14 de novembro de 2014

A fisiologia dos campeões




O que é que os campeões de desportos de resistência (em particular corrida de maratonas e ciclismo de estrada) têm, que nós não temos?
Há 3 principais condições fisiológicas que os distinguem dos outros atletas:

1- Elevado VO2 max: O volume máximo de oxigénio que o nosso organismo consegue consumir por minuto.
Este valor está relacionado com débito cardíaco, a quantidade de hemoglobina no sangue, uma boa circulação do sangue nos músculos e capacidade de extracção de oxigénio pelos músculos e, nalguns casos, a capacidade dos pulmões em oxigenar o sangue.

Os campeões têm valores entre 70 a 85 ml/kg/min. As campeãs cerca de 10% a menos devido à menor concentração de hemoglobina.
As pessoas activas, mas não-atletas, apresentam VO2 max. entre 35 a 40 ml/kg/min.

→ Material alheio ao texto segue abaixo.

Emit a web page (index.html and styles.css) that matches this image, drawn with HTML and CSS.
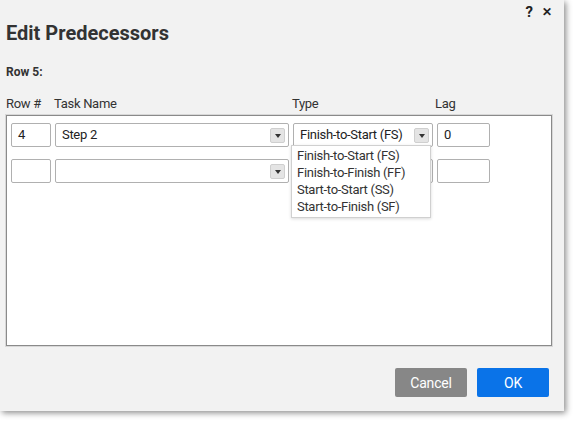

2- Elevado limiar do ácido láctico (ou limiar do lactato, ou limiar anaeróbico): Refere-se à intensidade do exercício a partir da qual começa a acumular-se lactato no sangue. Acumula-se porque a sua produção é superior ao seu consumo, e dá-nos uma indicação de quanta energia está a ser produzida pelos processos anaeróbicos. Ou seja, a energia produzida pelos métodos aeróbicos – com oxigénio – não é suficiente para dar conta das necessidades àquelas intensidades.

Os campeões têm o seu sistema aeróbico tão eficiente que só começam a produzir energia pelas vias anaeróbicas a intensidades de treinos lá perto do seu VO2 max. Isto é, quando o consumo de oxigénio anda entre os 85-95% da sua capacidade máxima. Os atletas recreacionais têm limiares entre 65-80% da VO2 max, e os restantes mortais começam a acumular lactato a 60% do seu VO2 max, portanto a intensidades bem mais baixas.

Outro factor importante que ajuda a elevar este limiar anaeróbico é a quantidade de fibras musculares. Mais fibras a partilharem o esforço, alternando-o entre elas, permite-lhes cansarem-se menos. Os campeões “conseguem” alternar o esforço entre 25% de mais massa muscular. 

3- Maior eficiência/ economia- ou seja, a potência que é gerada para um dado custo metabólico (ou a quantidade de oxigénio consumido que é realmente utilizado para produzir potência). 

Pensa-se que essa eficiência esteja relacionada com a quantidade de fibras musculares tipo I, mais “lentas” mas mais eficientes a produzir energia. Já a quantidade de fibras tipo I e II que temos está determinada geneticamente, e acreditava-se que eram estáveis. No entanto, é possível que, ao longo dos anos de treinos de resistência, haja alguma plasticidade nas fibras para se tornarem do tipo I.  

Os atletas também aumentam a eficiência ao usar uma cadência de cerca de 90 r.p.m, que é bastante eficaz para produzir energia por volume de oxigénio consumido.

Sabe-se que as 2 primeiras condições fisiológicas podem ser bastante alteradas através dos treinos. Já a 3ª, nem por isso.
Mas mesmo para as duas primeiras, não se sabe quanto é mérito da genética e quanto mérito é dos treinos. Vamos então fazendo o que podemos, *que é treinar.
 Constança Camilo-Alves
Artigos científicos consultados

Joyner, M. J., & Coyle, E. F. (2008). Endurance exercise performance: the physiology of champions. The Journal of physiology, 586(1), 35-44.

Faria, Erik W., Daryl L. Parker, and Irvin E. Faria. "The science of cycling." Sports medicine 35.4 (2005): 285-312.